Textblob (& nltk) is a package that makes natural language processing an absolute breeze. In order to get the information we want we want all we need to do is convert our strings to a TextBlob object. Once we've done that we can pull out all of the noun_phrases in the text and convert those into identifiers. AS we're mostly dealing with tangible 'things' referring to them by their noun phrase makes sense. Everything else in the Item text is just waffle.

import nltk
from textblob import TextBlob

# Download natural language processing libraries in order to use TextBlob'brown')'punkt')

def getNouns(string):  
    # Remove any information contained in brackets and any symbols other than alpha numeric ones
    # Then create the textblob object and extract the noun phrases.
    np = TextBlob(re.sub(r'[^a-zA-Z0-9\s]','',re.sub(r'\(.*\)','',string))).noun_phrases
    # If any noun phrases are found then join all these phrases into one large string. 
    # Split this string by anything that isn't alpha numeric, filter out anything else
    # that isn't alpha numeric. Capitalize each value and stick all these processed 
    # strings together. The result should be all the noun phrases in camelCase as one 
    # string. 
    if len(np)>0:
        return ''.join([x.capitalize() for x in re.split('([^a-zA-Z0-9])',' '.join(np)) if x.isalnum()])

# Loop over our scraped orders of magnitude and create our noun phrase camelCase string
for area, data in OrdersOfMagnitude.items():
    # Apply the getNouns function
    # Throw away any values that were we couldn't create an id

[nltk_data] Downloading package brown to /home/ben/nltk_data...
[nltk_data]   Package brown is already up-to-date!
[nltk_data] Downloading package punkt to /home/ben/nltk_data...
[nltk_data]   Package punkt is already up-to-date!

Pint and generating configurations

We've got our data, we got our labels. Now we just need to throw this into Pint and we're done. In order to do that we need to set up a custom unit registry.

As with everything in python nowadays its ridiculously easy. Following their detailed guidance we can see that the format is just id = value*unit. Most of the values we parsed were in units already defined in Pint's base unit registry. This means that all our custom units can be converted to and from any other unit that pint offers. They will also behave with pints dimensionality checks.

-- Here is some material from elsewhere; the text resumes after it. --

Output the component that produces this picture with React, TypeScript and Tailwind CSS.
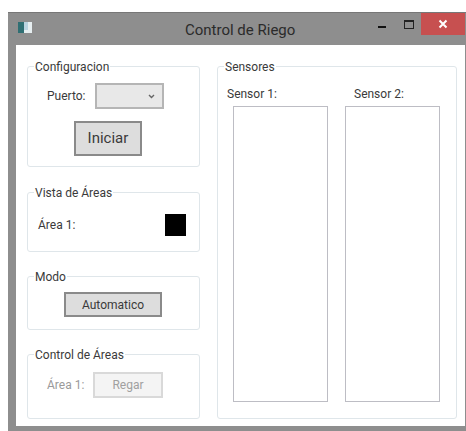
import React from 'react';

const Group: React.FC<{ title: string; className: string; bodyClassName: string; children: React.ReactNode }> = ({
  title,
  className,
  bodyClassName,
  children,
}) => (
  <fieldset className={`min-w-0 rounded-[3px] border border-[#dfe6ea] ${className}`}>
    <legend className="ml-[6px] px-[1px] text-[12px] leading-[17px] text-[#3a3a3a]">
      <span className="relative top-[1px]">{title}</span>
    </legend>
    <div className={bodyClassName}>{children}</div>
  </fieldset>
);

const App: React.FC = () => {
  return (
    <div className="h-[431px] w-[466px] overflow-hidden bg-white pl-[8px] pt-[12px] font-['Roboto','Liberation_Sans',sans-serif]">
      <div className="flex h-[419px] w-[458px] flex-col border-t border-[#777] bg-[#8e8e8e]">
        {/* Title bar */}
        <div className="flex h-[32px] items-start">
          <div className="ml-[10px] mt-[9px] flex h-[11px] w-[14px] bg-[#e6eef0]">
            <div className="h-full w-[6px] bg-[#2f6f73]" />
            <div className="h-[8px] w-[4px] bg-[#b9d3e0]" />
          </div>
          <div className="ml-[153px] mt-[6px] w-[111px] whitespace-nowrap text-[15px] leading-[22px] text-[#2b2b2b]">
            Control de Riego
          </div>
          <div className="ml-[82px] mt-[13px] h-[2px] w-[8px] bg-[#111]" />
          <div className="ml-[18px] mt-[7px] h-[9px] w-[10px] border border-t-2 border-[#222]" />
          <div className="ml-[7px] flex h-[22px] w-[44px] items-center justify-center bg-[#c75050]">
            <svg width="10" height="10" viewBox="0 0 10 10">
              <path d="M1.5 1.5l7 7M8.5 1.5l-7 7" stroke="#fff" strokeWidth="2" fill="none" />
            </svg>
          </div>
        </div>

        {/* Client area */}
        <div className="ml-[8px] mr-[1px] flex h-[381px] gap-[17px] bg-white pl-[11px] pt-[13px]">
          <div className="flex w-[173px] flex-col gap-[16px]">
            <Group title="Configuracion" className="h-[109px]" bodyClassName="flex flex-col items-start">
              <div className="mt-[8px] flex h-[26px] items-center">
                <span className="ml-[19px] w-[48px] text-[12px] text-[#3a3a3a]">Puerto:</span>
                <div className="flex h-[26px] w-[69px] items-center justify-end border-2 border-[#b5b5b5] bg-[#e8e8e8] pr-[7px]">
                  <svg width="7" height="5" viewBox="0 0 7 5">
                    <path d="M1 1l2.5 2.5L6 1" stroke="#666" strokeWidth="1.4" fill="none" />
                  </svg>
                </div>
              </div>
              <div className="ml-[46px] mt-[12px] flex h-[35px] w-[68px] items-center justify-center border-2 border-[#8a8a8a] bg-[#dddddd] text-[15px] text-[#3a3a3a]">
                Iniciar
              </div>
            </Group>

            <Group title="Vista de Áreas" className="mt-[1px] h-[68px]" bodyClassName="flex items-start justify-between pl-[10px] pr-[13px]">
              <span className="mt-[15px] text-[12px] leading-[18px] text-[#3a3a3a]">Área 1:</span>
              <div className="mt-[13px] h-[22px] w-[21px] bg-black" />
            </Group>

            <Group title="Modo" className="h-[62px]" bodyClassName="pl-[36px]">
              <div className="mt-[7px] flex h-[25px] w-[98px] items-center justify-center border-2 border-[#8a8a8a] bg-[#dddddd] text-[12px] text-[#3a3a3a]">
                Automatico
              </div>
            </Group>

            <Group title="Control de Áreas" className="h-[73px]" bodyClassName="flex items-center pl-[19px] pt-[9px]">
              <span className="w-[46px] text-[12px] text-[#9a9a9a]">Área 1:</span>
              <div className="flex h-[26px] w-[70px] items-center justify-center border-2 border-[#d9d9d9] bg-[#f4f4f4] text-[12px] text-[#a0a0a0]">
                Regar
              </div>
            </Group>
          </div>

          <Group title="Sensores" className="h-[361px] w-[240px]" bodyClassName="grid grid-cols-[112px_95px] pl-[15px]">
            <div>
              <div className="ml-[-6px] mt-[10px] h-[18px] text-[12px] leading-[18px] text-[#3a3a3a]">Sensor 1:</div>
              <div className="mt-[3px] h-[296px] w-[95px] border border-[#bdbdc4]" />
            </div>
            <div>
              <div className="ml-[9px] mt-[10px] h-[18px] text-[12px] leading-[18px] text-[#3a3a3a]">Sensor 2:</div>
              <div className="mt-[3px] h-[296px] w-[95px] border border-[#bdbdc4]" />
            </div>
          </Group>
        </div>
      </div>
    </div>
  );
};

export default App;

# Iterate through the rows of our various magnitudes writing out to a text file
# string configurations for pint
with open('pintConfig.txt','w') as out:
    for area, data in OrdersOfMagnitude.items():
        for id, row in data.iterrows():
            pintConfig = '{} = {}*1{} # {}\n'.format(row['id'],row['Value (Numeric)'],row['Unit'],row['Detail'])

Now that we’ve built our unit registry we can do all sorts of bizarre conversions. Want to see how many space shuttles worth of acceleration an adult saltwater crocodile’s bite would provide if it was applied to the mass of the largest Argentiosaurs? Easy, just look below.

from pint import UnitRegistry

ureg = UnitRegistry()

x = 1*ureg.Large67mAdultSaltwaterCrocodile
acc = x/(1*ureg.LargestArgentinosaurus)
0.01629664619744922 Shuttle

Bizareness aside, now we can easily switch any of our calculations, data analysis, tables or arrays into more comprehensible numbers. As Pint easily interfaces with both pandas and numpy it can make the publication of data much more user-friendly. Saving time and effort when it comes to producing any sort of public-facing data analysis. Plus, you know, 0.016 shuttles, that’s a lot of bite.